In Gold v. New York Life Ins. Co., 2017 N. Y. App. LEXIS 5627 (1st Dep’t, July 18, 2017), the New York Appellate Division, First Department (state court covering Manhattan and the Bronx), held that an arbitration agreement prohibiting an employee’s participation in class and collective actions is unenforceable, as it violates the employees’ right to engage in concerted activity under the National Labor Relations Act (“NLRA”).
By way of background, a group of former insurance agents filed a class action lawsuit claiming that their employer violated the New York Labor Law. One of the agents, however, had signed an agreement requiring her to arbitrate any claim or dispute with her employer. Additionally, under the arbitration provision, the agent agreed that no claim could be brought or maintained “on a class action, collective action or representative action basis either in court or arbitration.” Despite this, all of the insurance agents nevertheless filed their claims together in court as a proposed class action. After the defendant moved to compel arbitration, the trial court ordered that the claims of the agent who had signed the arbitration agreement must be submitted to arbitration on an individual basis. The plaintiffs subsequently appealed.
On appeal, the First Department held that the arbitration provision precluding employees from pursuing claims on a class, collective or representative basis are unenforceable because they violate Sections 7 and 8 of the NLRA. As the First Department explained, such waivers violate the NLRA because they interfere with employees’ right to engage in concerted activities for mutual aid and protection. “[S]ection 7 of the NLRA provide[s] that employees have the right to engage in concerted activities, and concerted activities have long been held to include resort to . . . judicial forums.”
This decision is extremely interesting in that it directly contradicted a decision of the U.S. Court of Appeals for the Second Circuit (federal court covering New York). Rather than following the Second Circuit’s decision in Sutherland v. Ernst & Young, LLP, 726 F.3d 290 (2d Cir. 2013), the First Department instead adopted the Seventh Circuit’s reasoning and held that “a lawsuit filed by a group of employees to achieve more favorable terms or conditions of employment is considered to constitute ‘concerted activity’ under section 7 of the NLRA.” Accordingly, the court held that class action waivers are “unenforceable under the NLRA because they stipulate away employees’ [s]ection 7 rights or otherwise require actions unlawful under the NRLA.”
Additionally, the First Department determined that the waiver was also unenforceable under the Federal Arbitration Act (“FAA”), which governs the enforcement of arbitration agreements. This is because the FAA’s “savings clause” provides that agreements to arbitrate “shall be valid, irrevocable, and enforceable, save upon such grounds as exist at law or in equity for the revocation of any contract.” The First Department thus found that “because the provision at issue is unlawful under section 7 of the NLRA, it was an illegal provision, and therefore met the criteria of the FAA’s saving clause for nonenforcement.”

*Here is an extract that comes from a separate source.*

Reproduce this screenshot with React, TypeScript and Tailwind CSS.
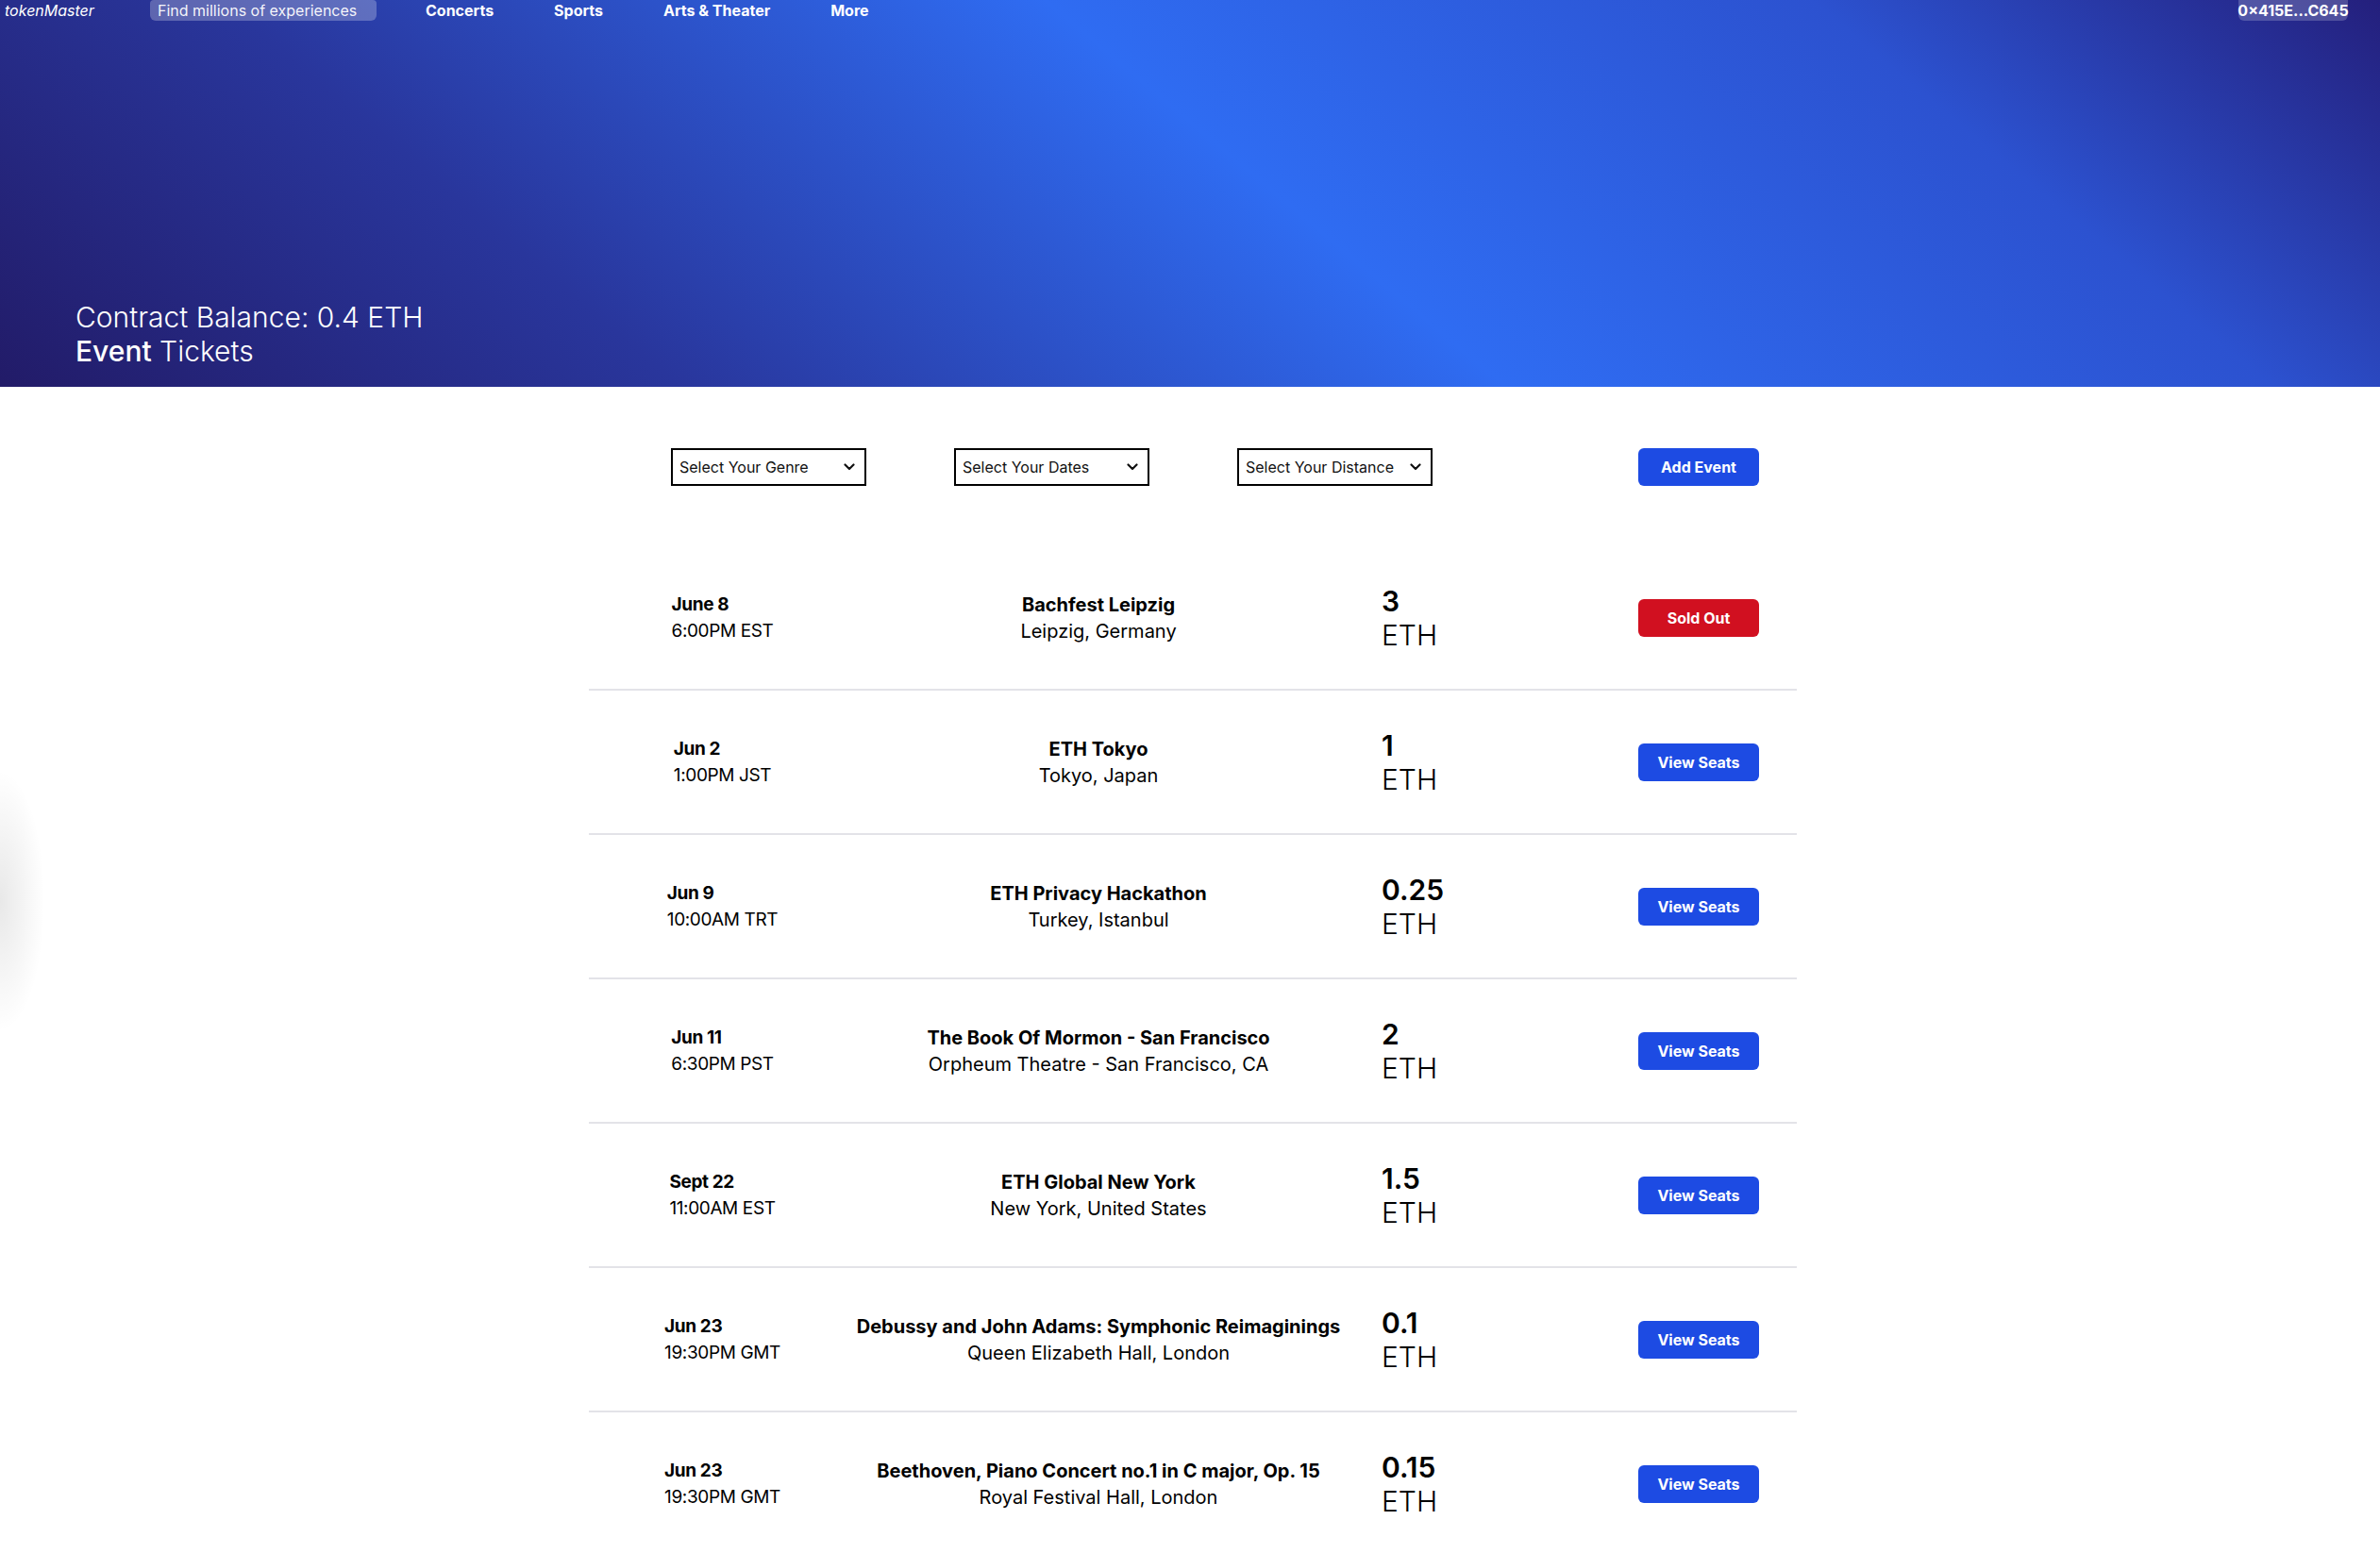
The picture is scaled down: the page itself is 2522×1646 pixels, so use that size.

It is therefore still unsettled in Manhattan and the Bronx whether employers must abide by the Second Circuit’s opinion in Sutherland or the First Department’s opinion in Gold. Fortunately, the U.S. Supreme Court is soon set to hear oral arguments on this precise issue – whether class and collective action waivers are enforceable in employment-related arbitration agreements. In fact, the First Department even recognized that “there is a recent split among the Federal Circuit Courts regarding these types of clauses” and acknowledged that “[i]n all likelihood, the United States Supreme Court will resolve this circuit split in due course.”
Until such time, the Law Office of Yuriy Moshes, P.C. recommends that all Manhattan and Bronx employees that signed class action waivers and are seeking to assert wage claims as a class should pursue their claims under the New York Labor Law in state court rather than asserting federal claims under the FLSA in federal court.